A common complaint about Wellness dog food formulas is the expense. Don’t be surprised to pay around $50 or more for a 24-pound bag of Wellness Complete Health Grain-Free dry dog food. Their CORE and TruFood varieties tend to cost even more, but for sensitive doggies these recipes might be the answer. Make sure to take a look at the recommended feeding guide. For higher-quality brands, it’s not uncommon to find that your dog will need to eat less food, so ultimately, you might still be saving money in the long run.

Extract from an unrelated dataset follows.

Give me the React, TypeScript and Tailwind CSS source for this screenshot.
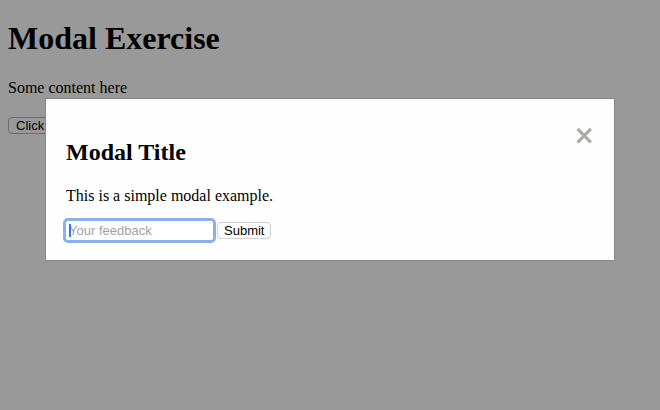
export default function App() {
  return (
    <div className="min-h-screen bg-white p-2 font-['Liberation_Serif','Times_New_Roman',serif] text-base text-black">
      <h1 className="mt-[12px] mb-[21.5px] text-[32px] leading-[37px] font-bold">Modal Exercise</h1>
      <p className="mb-4 leading-[18.4px]">Some content here</p>
      <button className="h-[17px] rounded-[4px] border border-[#b5b5b5] bg-white px-[7px] font-['Liberation_Sans',Arial,sans-serif] text-[13px] leading-[15px]">
        Click Me
      </button>

      {/* Modal overlay */}
      <div className="fixed inset-0 bg-black/40 pt-[98px]">
        <div className="mx-auto w-[570px] border border-[#888] bg-[#fefefe] p-5">
          <span className="float-right -mr-[1px] cursor-pointer font-['DejaVu_Sans',sans-serif] text-[26px] leading-[32px] font-bold text-[#aaa]">×</span>
          <h2 className="mt-[20px] mb-[20px] text-2xl leading-[27.6px] font-bold">Modal Title</h2>
          <p className="mb-4 leading-[18.4px]">This is a simple modal example.</p>
          <div className="flex items-center gap-[4px] font-['Liberation_Sans',Arial,sans-serif] text-[13px]">
            <div className="relative">
              <input
                type="text"
                placeholder="Your feedback"
                className="block h-[19px] w-[147px] rounded-[2px] bg-white px-[3px] text-[13px] leading-[17px] shadow-[0_0_0_3px_#8db0ec] outline-none placeholder:text-[#a2a2a2]"
              />
              <span className="absolute top-[3px] left-[3px] h-[13px] w-[1.5px] bg-[#3a72e0]" />
            </div>
            <button className="h-[17px] rounded-[4px] border border-[#d0d0d0] bg-white px-[6px] text-[13px] leading-[15px] text-black">
              Submit
            </button>
          </div>
        </div>
      </div>
    </div>
  )
}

Customers have flooded Wellness products with praising reviews, stating that it is the only food their dogs can eat. Reviewers have stated that it has helped their pooches a series of digestive problems, such as pancreatitis and constipation. Others claim their dog’s skin allergies have disappeared since switching to Wellness dog food.

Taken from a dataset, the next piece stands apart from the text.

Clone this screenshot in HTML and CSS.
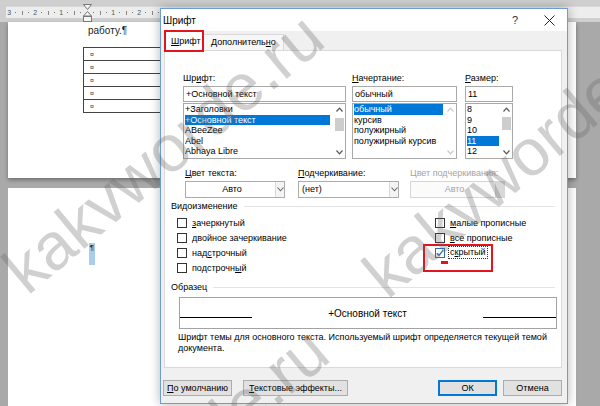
FILE: index.html
```html
<!DOCTYPE html>
<html lang="ru">
<head>
  <meta charset="UTF-8" />
  <title>Шрифт</title>
  <link rel="stylesheet" href="styles.css">
</head>
<body>
  <div class="screen">
    <div class="word">
      <div class="ruler">
        <div class="ruler-strip">
          <span class="rc">3</span><span class="rc dot"></span><span class="rc tick"></span><span class="rc dot"></span>
          <span class="rc">2</span><span class="rc dot"></span><span class="rc tick"></span><span class="rc dot"></span>
          <span class="rc">1</span><span class="rc dot"></span><span class="rc tick"></span><span class="rc dot"></span>
          <span class="rc indent">
            <svg width="9" height="18" viewBox="0 0 9 18"><path d="M0.5 0.5h8L4.5 5.5z M4.5 7.5l4 4.5h-8z" fill="#f6f6f6" stroke="#777"/><rect x="0.5" y="12.5" width="8" height="5" fill="#f6f6f6" stroke="#777"/></svg>
          </span>
          <span class="rc dot"></span><span class="rc tick"></span><span class="rc dot"></span>
          <span class="rc">1</span><span class="rc dot"></span><span class="rc tick"></span><span class="rc dot"></span>
          <span class="rc">2</span><span class="rc dot"></span><span class="rc tick"></span><span class="rc dot"></span>
          <span class="rc">3</span>
        </div>
      </div>

      <div class="page page-top">
        <p class="para">работу.¶</p>
        <table class="tbl">
          <tr><td>¤</td></tr>
          <tr><td>¤</td></tr>
          <tr><td>¤</td></tr>
          <tr><td>¤</td></tr>
          <tr><td>¤</td></tr>
        </table>
      </div>
      <div class="page page-bottom">
        <span class="caret-sel">¶</span>
      </div>
    </div>

    <div class="dialog">
      <div class="titlebar">
        <span class="title">Шрифт</span>
        <span class="help">?</span>
        <svg class="close" width="11" height="11" viewBox="0 0 11 11"><path d="M0.5 0.5L10.5 10.5M10.5 0.5L0.5 10.5" stroke="#222" stroke-width="1"/></svg>
      </div>

      <div class="tabs">
        <div class="tab tab-active"><u>Ш</u>рифт</div>
        <div class="tab">Дополнитель<u>н</u>о</div>
      </div>

      <div class="panel">
        <div class="font-row">
          <div class="col col-font">
            <div class="lbl">Шр<u>и</u>фт:</div>
            <div class="field">+Основной текст</div>
            <div class="list">
              <div class="items">
                <div class="item">+Заголовки</div>
                <div class="item sel">+Основной текст</div>
                <div class="item">ABeeZee</div>
                <div class="item">Abel</div>
                <div class="item">Abhaya Libre</div>
              </div>
              <div class="sbar">
                <div class="sarrow"><svg width="7" height="5" viewBox="0 0 7 5"><path d="M0.5 4.5L3.5 1.2L6.5 4.5" fill="none" stroke="#555" stroke-width="1.2"/></svg></div>
                <div class="strack"><div class="thumb"></div></div>
                <div class="sarrow"><svg width="7" height="5" viewBox="0 0 7 5"><path d="M0.5 0.5L3.5 3.8L6.5 0.5" fill="none" stroke="#555" stroke-width="1.2"/></svg></div>
              </div>
            </div>
          </div>

          <div class="col col-style">
            <div class="lbl"><u>Н</u>ачертание:</div>
            <div class="field">обычный</div>
            <div class="list">
              <div class="items">
                <div class="item sel">обычный</div>
                <div class="item">курсив</div>
                <div class="item">полужирный</div>
                <div class="item">полужирный курсив</div>
              </div>
              <div class="sbar">
                <div class="sarrow"><svg width="7" height="5" viewBox="0 0 7 5"><path d="M0.5 4.5L3.5 1.2L6.5 4.5" fill="none" stroke="#c8c8c8" stroke-width="1.2"/></svg></div>
                <div class="strack"></div>
                <div class="sarrow"><svg width="7" height="5" viewBox="0 0 7 5"><path d="M0.5 0.5L3.5 3.8L6.5 0.5" fill="none" stroke="#c8c8c8" stroke-width="1.2"/></svg></div>
              </div>
            </div>
          </div>

          <div class="col col-size">
            <div class="lbl"><u>Р</u>азмер:</div>
            <div class="field">11</div>
            <div class="list">
              <div class="items">
                <div class="item">8</div>
                <div class="item">9</div>
                <div class="item">10</div>
                <div class="item sel">11</div>
                <div class="item">12</div>
              </div>
              <div class="sbar">
                <div class="sarrow"><svg width="7" height="5" viewBox="0 0 7 5"><path d="M0.5 4.5L3.5 1.2L6.5 4.5" fill="none" stroke="#555" stroke-width="1.2"/></svg></div>
                <div class="strack"><div class="thumb"></div></div>
                <div class="sarrow"><svg width="7" height="5" viewBox="0 0 7 5"><path d="M0.5 0.5L3.5 3.8L6.5 0.5" fill="none" stroke="#555" stroke-width="1.2"/></svg></div>
              </div>
            </div>
          </div>
        </div>

        <div class="color-row">
          <div class="ccol ccol-1">
            <div class="lbl"><u>Ц</u>вет текста:</div>
            <div class="combo">
              <span class="combo-text centered">Авто</span>
              <span class="combo-btn"><svg width="7" height="5" viewBox="0 0 7 5"><path d="M0.5 0.5L3.5 3.8L6.5 0.5" fill="none" stroke="#666" stroke-width="1.1"/></svg></span>
            </div>
          </div>
          <div class="ccol ccol-2">
            <div class="lbl"><u>П</u>одчеркивание:</div>
            <div class="combo">
              <span class="combo-text">(нет)</span>
              <span class="combo-btn"><svg width="7" height="5" viewBox="0 0 7 5"><path d="M0.5 0.5L3.5 3.8L6.5 0.5" fill="none" stroke="#666" stroke-width="1.1"/></svg></span>
            </div>
          </div>
          <div class="ccol ccol-3">
            <div class="lbl disabled">Цвет подчеркивания:</div>
            <div class="combo combo-off">
              <span class="combo-text centered">Авто</span>
              <span class="combo-btn"></span>
            </div>
          </div>
        </div>

        <div class="group-head">Видоизменение</div>
        <div class="checks">
          <div class="chk-col">
            <div class="chk"><span class="box"></span><span><u>з</u>ачеркнутый</span></div>
            <div class="chk"><span class="box"></span><span><u>д</u>войное зачеркивание</span></div>
            <div class="chk"><span class="box"></span><span>над<u>с</u>трочный</span></div>
            <div class="chk"><span class="box"></span><span>подстрочн<u>ы</u>й</span></div>
          </div>
          <div class="chk-col">
            <div class="chk"><span class="box"></span><span><u>м</u>алые прописные</span></div>
            <div class="chk"><span class="box"></span><span><u>в</u>се прописные</span></div>
            <div class="chk"><span class="box checked"><svg width="8" height="8" viewBox="0 0 8 8"><path d="M0.8 4.2L3 6.4L7.2 1.2" fill="none" stroke="#2b6cb8" stroke-width="1.3"/></svg></span><span class="focus">с<u>к</u>рытый</span></div>
          </div>
          <div class="mark-box"></div>
          <div class="mark-dash"></div>
        </div>

        <div class="group-head head-sample">Образец</div>
        <div class="sample">
          <span class="ln ln-left"></span>
          <span class="sample-text">+Основной текст</span>
          <span class="ln ln-right"></span>
        </div>
        <p class="desc">Шрифт темы для основного текста. Используемый шрифт определяется текущей темой документа.</p>
      </div>

      <div class="footer">
        <div class="btn-group">
          <div class="btn btn-default"><u>П</u>о умолчанию</div>
          <div class="btn btn-effects"><u>Т</u>екстовые эффекты...</div>
        </div>
        <div class="btn-group right">
          <div class="btn btn-ok">ОК</div>
          <div class="btn btn-cancel">Отмена</div>
        </div>
      </div>
    </div>

    <div class="wm wm1">kakvworde.ru</div>
    <div class="wm wm2">kakvworde.ru</div>
    <div class="wm wm3">kakvworde.ru</div>
  </div>
</body>
</html>
```

FILE: styles.css
```css
* {
  box-sizing: border-box;
}

body {
  margin: 0;
  font-family: "Liberation Sans", Arial, sans-serif;
}

.screen {
  position: relative;
  width: 600px;
  height: 406px;
  overflow: hidden;
  background: #a9a9a9;
}

/* word document behind the dialog */
.ruler {
  height: 22px;
  background: #cfcfcf;
  padding: 6px 0 0 6px;
}

.ruler-strip {
  height: 12px;
  background: #ededed;
  border-top: 1px solid #d8d8d8;
  display: flex;
  align-items: center;
  font-size: 7px;
  color: #555;
}

.rc {
  width: 6.5px;
  flex: none;
  display: flex;
  justify-content: center;
  align-items: center;
  height: 100%;
}

.rc.dot::after {
  content: "";
  width: 1px;
  height: 1px;
  background: #777;
}

.rc.tick::after {
  content: "";
  width: 1px;
  height: 4px;
  background: #888;
}

.rc.indent {
  position: relative;
}

.rc.indent svg {
  position: absolute;
  left: -1px;
  top: -3px;
}

.page {
  background: #fff;
  width: 568px;
  margin-left: 8px;
}

.page-top {
  height: 156px;
  padding: 3px 0 0 75px;
  margin-bottom: 10px;
  box-shadow: 0 2px 4px rgba(0, 0, 0, 0.35);
}

.para {
  margin: 0 0 10px 5px;
  font-size: 10px;
  line-height: 12px;
  color: #222;
}

.tbl {
  border-collapse: collapse;
  width: 220px;
}

.tbl td {
  height: 13px;
  border: 1px solid #444;
  padding: 0 0 0 6px;
  font-size: 7px;
  line-height: 11px;
  color: #333;
}

.page-bottom {
  height: 230px;
  padding: 55px 0 0 81px;
}

.caret-sel {
  display: block;
  width: 6px;
  height: 22px;
  background: #a9cdef;
  font-size: 8px;
  line-height: 9px;
  color: #223;
  text-align: center;
}

/* font dialog */
.dialog {
  position: absolute;
  left: 160px;
  top: 8px;
  width: 408px;
  height: 396px;
  background: #f0f0f0;
  border: 1px solid #6d9bd3;
  box-shadow: 0 0 10px rgba(0, 0, 0, 0.3);
  font-size: 9px;
  color: #000;
}

.titlebar {
  height: 22px;
  background: #fff;
  display: flex;
  align-items: center;
  padding-left: 2px;
}

.title {
  font-size: 10px;
}

.help {
  margin-left: auto;
  font-size: 11px;
  color: #333;
}

.close {
  margin: 0 12px 0 26px;
}

.tabs {
  height: 19px;
  display: flex;
  align-items: flex-end;
  padding-left: 4px;
}

.tab {
  height: 16px;
  border: 1px solid #d9d9d9;
  border-bottom: none;
  background: #f7f7f7;
  padding: 0 7px;
  line-height: 15px;
}

.tab-active {
  height: 20px;
  width: 38px;
  margin-bottom: -1px;
  background: #fff;
  position: relative;
  z-index: 1;
  padding: 2px 0 0 5px;
  outline: 2px solid #e2141c;
  outline-offset: -1px;
}

.panel {
  margin-left: 3px;
  width: 398px;
  height: 318px;
  background: #fff;
  border: 1px solid #d9d9d9;
  padding: 21px 6px 0 6px;
}

.lbl {
  height: 12px;
  line-height: 12px;
  margin-bottom: 2px;
  white-space: nowrap;
}

.lbl.disabled {
  color: #a3a3a3;
}

.font-row {
  display: flex;
  margin-left: 12px;
}

.col-font {
  width: 163px;
  margin-right: 6px;
}

.col-style {
  width: 105px;
  margin-right: 8px;
}

.col-size {
  width: 48px;
}

.field {
  height: 16px;
  border: 1px solid #a9a9a9;
  padding-left: 2px;
  line-height: 14px;
}

.list {
  margin-top: 1px;
  height: 56px;
  border: 1px solid #a9a9a9;
  display: flex;
}

.items {
  flex: 1;
  overflow: hidden;
}

.item {
  height: 10.5px;
  line-height: 10.5px;
  padding-left: 1px;
  white-space: nowrap;
}

.item.sel {
  background: #0078d7;
  color: #fff;
  margin: 0 1px 0 1px;
  padding-left: 0;
}

.col-font .item.sel {
  margin-right: 3px;
}

.sbar {
  width: 12px;
  display: flex;
  flex-direction: column;
}

.sarrow {
  height: 11px;
  display: flex;
  align-items: center;
  justify-content: center;
}

.strack {
  flex: 1;
}

.thumb {
  width: 9px;
  height: 13px;
  margin: 3px auto 0;
  background: #cdcdcd;
}

.col-size .thumb {
  margin-top: 2px;
}

.color-row {
  display: flex;
  margin: 8px 0 0 14px;
}

.ccol-1 {
  width: 100px;
  margin-right: 13px;
}

.ccol-2 {
  width: 101px;
  margin-right: 11px;
}

.ccol-3 {
  width: 95px;
}

.combo {
  height: 17px;
  border: 1px solid #acacac;
  background: #fff;
  display: flex;
}

.combo-text {
  flex: 1;
  line-height: 15px;
  padding-left: 3px;
}

.combo-text.centered {
  text-align: center;
}

.combo-btn {
  width: 9px;
  border-left: 1px solid #d9d9d9;
  background: #f4f4f4;
  display: flex;
  align-items: center;
  justify-content: center;
}

.combo-off {
  border-color: #d6d6d6;
  background: #fbfbfb;
  color: #a3a3a3;
}

.combo-off .combo-btn {
  background: #d8d8d8;
  border-left-color: #cfcfcf;
}

.group-head {
  margin-top: 2px;
  height: 12px;
  line-height: 12px;
  display: flex;
  align-items: center;
}

.group-head::after {
  content: "";
  flex: 1;
  height: 1px;
  background: #e3e3e3;
  margin-left: 6px;
}

.checks {
  position: relative;
  margin-top: 3px;
  padding-left: 6px;
  display: grid;
  grid-template-columns: 258px 1fr;
}

.chk {
  height: 15px;
  display: flex;
  align-items: center;
  white-space: nowrap;
}

.box {
  width: 10px;
  height: 10px;
  border: 1px solid #333;
  background: #fff;
  margin-right: 5px;
  flex: none;
  display: flex;
  align-items: center;
  justify-content: center;
}

.box.checked {
  border-color: #2b6cb8;
}

.focus {
  outline: 1px dotted #333;
  padding: 0 1px;
  line-height: 11px;
  margin-left: -1px;
}

.mark-box {
  position: absolute;
  left: 252px;
  top: 29px;
  width: 70px;
  height: 28px;
  border: 2px solid #e2141c;
}

.mark-dash {
  position: absolute;
  left: 270px;
  top: 46px;
  width: 7px;
  height: 3px;
  background: #e2141c;
}

.head-sample {
  margin-top: 6px;
}

.sample {
  margin: 4px 0 0 8px;
  width: 378px;
  height: 32px;
  border: 1px solid #a3a3a3;
  display: flex;
  align-items: center;
}

.ln {
  height: 1px;
  background: #000;
  margin-top: 8px;
}

.ln-left {
  width: 72px;
}

.ln-right {
  width: 73px;
}

.sample-text {
  flex: 1;
  text-align: center;
  font-size: 10px;
}

.desc {
  margin: 3px 0 0 7px;
  line-height: 11px;
  width: 378px;
}

.footer {
  display: flex;
  justify-content: space-between;
  padding: 12px 5px 0 2px;
}

.btn-group {
  display: flex;
  gap: 11px;
}

.btn-group.right {
  gap: 6px;
}

.btn {
  height: 16px;
  border: 1px solid #adadad;
  background: #e1e1e1;
  text-align: center;
  line-height: 14px;
  white-space: nowrap;
}

.btn-default {
  width: 69px;
}

.btn-effects {
  width: 105px;
}

.btn-ok,
.btn-cancel {
  width: 59px;
}

.btn-ok {
  border-color: #0078d7;
  box-shadow: inset 0 0 0 1px #0078d7;
}

/* site watermark */
.wm {
  position: absolute;
  font-size: 66px;
  line-height: 66px;
  white-space: nowrap;
  color: rgba(100, 100, 100, 0.3);
  transform: rotate(-40deg);
  transform-origin: 0 100%;
  pointer-events: none;
}

.wm1 {
  left: 34px;
  top: 238px;
}

.wm2 {
  left: 394px;
  top: 242px;
}

.wm3 {
  left: 39px;
  top: 553px;
}
```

On the flip side, the biggest complaints from customers seems to be that their dogs have little to no interest in eating Wellness dog food. Some blame the freshness of the kibble, while others think it is more dependent on their canine’s pickiness, but either way most were unhappy, feeling that they had thrown money down the drain.
A few customers have reported just the opposite results with digestive problems, stating that their pooches experienced vomiting and diarrhea after eating Wellness dog food. It is unclear whether this is related to food sensitivities or spoiled batches of dog food. Additionally, for being such a high-quality and rather expensive brand for dog food, many customers expressed sincere disappointment that all of the Wellness dog food recipes are not grain-free.